* RE: [Lse-tech] Re: ext3 performance bottleneck as the number of s pindles gets large
@ 2002-06-20 15:24 Griffiths, Richard A
0 siblings, 0 replies; 4+ messages in thread
From: Griffiths, Richard A @ 2002-06-20 15:24 UTC (permalink / raw)
To: 'Andrew Morton', Andreas Dilger
Cc: Dave Hansen, mgross, Linux Kernel Mailing List, lse-tech,
Griffiths, Richard A
The Sparc only had 1GB of memory so for parity we ran the Linux machine
without highmem enabled.
Richard
-----Original Message-----
From: Andrew Morton [mailto:akpm@zip.com.au]

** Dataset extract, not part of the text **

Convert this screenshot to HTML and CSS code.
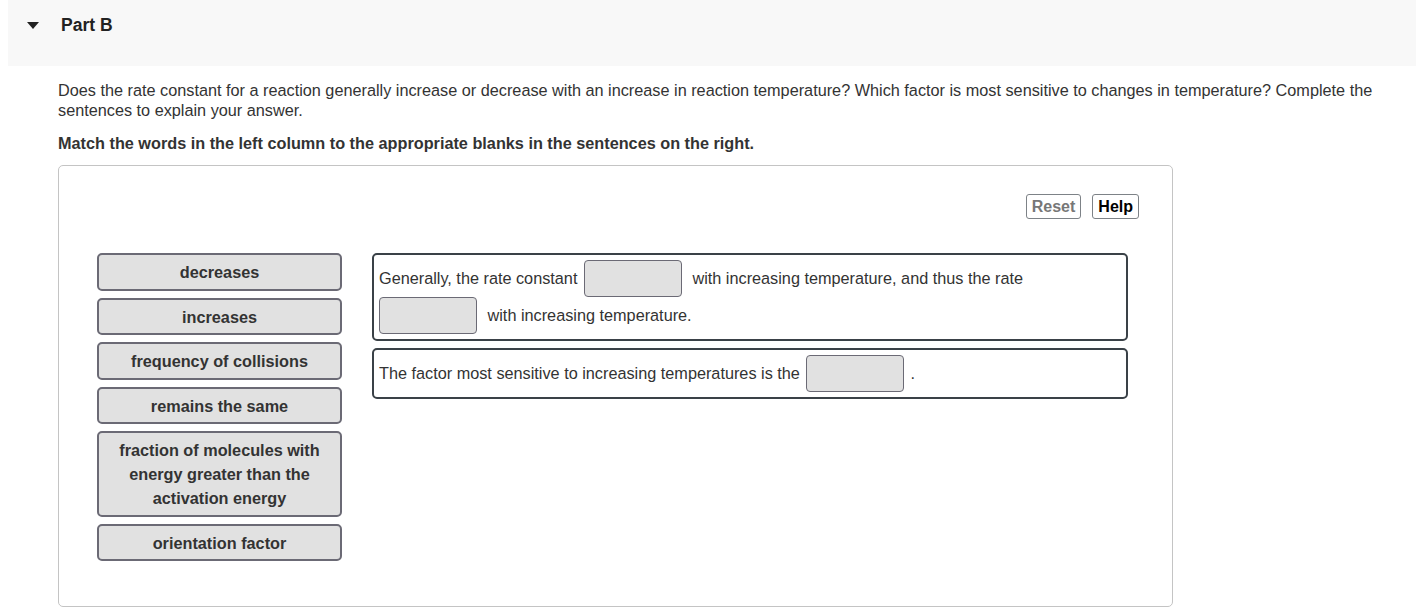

Sent: Wednesday, June 19, 2002 11:54 PM
To: Andreas Dilger
Cc: Dave Hansen; mgross@unix-os.sc.intel.com; Linux Kernel Mailing List;
lse-tech@lists.sourceforge.net; richard.a.griffiths@intel.com
Subject: Re: [Lse-tech] Re: ext3 performance bottleneck as the number of
spindles gets large
Andreas Dilger wrote:
>
> On Jun 19, 2002 21:09 -0700, Dave Hansen wrote:
> > Andrew Morton wrote:
> > >The vague plan there is to replace lock_kernel with lock_journal
> > >where appropriate. But ext3 scalability work of this nature
> > >will be targetted at the 2.5 kernel, most probably.
> >
> > I really doubt that dropping in lock_journal will help this case very
> > much. Every single kernel_flag entry in the lockmeter output where
> > Util > 0.00% is caused by ext3. The schedule entry is probably caused
> > by something in ext3 grabbing BKL, getting scheduled out for some
> > reason, then having it implicitly released in schedule(). The
> > schedule() contention comes from the reacquire_kernel_lock().
> >
> > We used to see plenty of ext2 BKL contention, but Al Viro did a good
> > job fixing that early in 2.5 using a per-inode rwlock. I think that
> > this is the required level of lock granularity, another global lock
> > just won't cut it.
> > http://lse.sourceforge.net/lockhier/bkl_rollup.html#getblock
>
> There are a variety of different efforts that could be made towards
> removing the BKL from ext2 and ext3. The first, of course, would be
> to have a per-filesystem lock instead of taking the BKL (I don't know
> if Al has changed lock_super() in 2.5 to be a real semaphore or not).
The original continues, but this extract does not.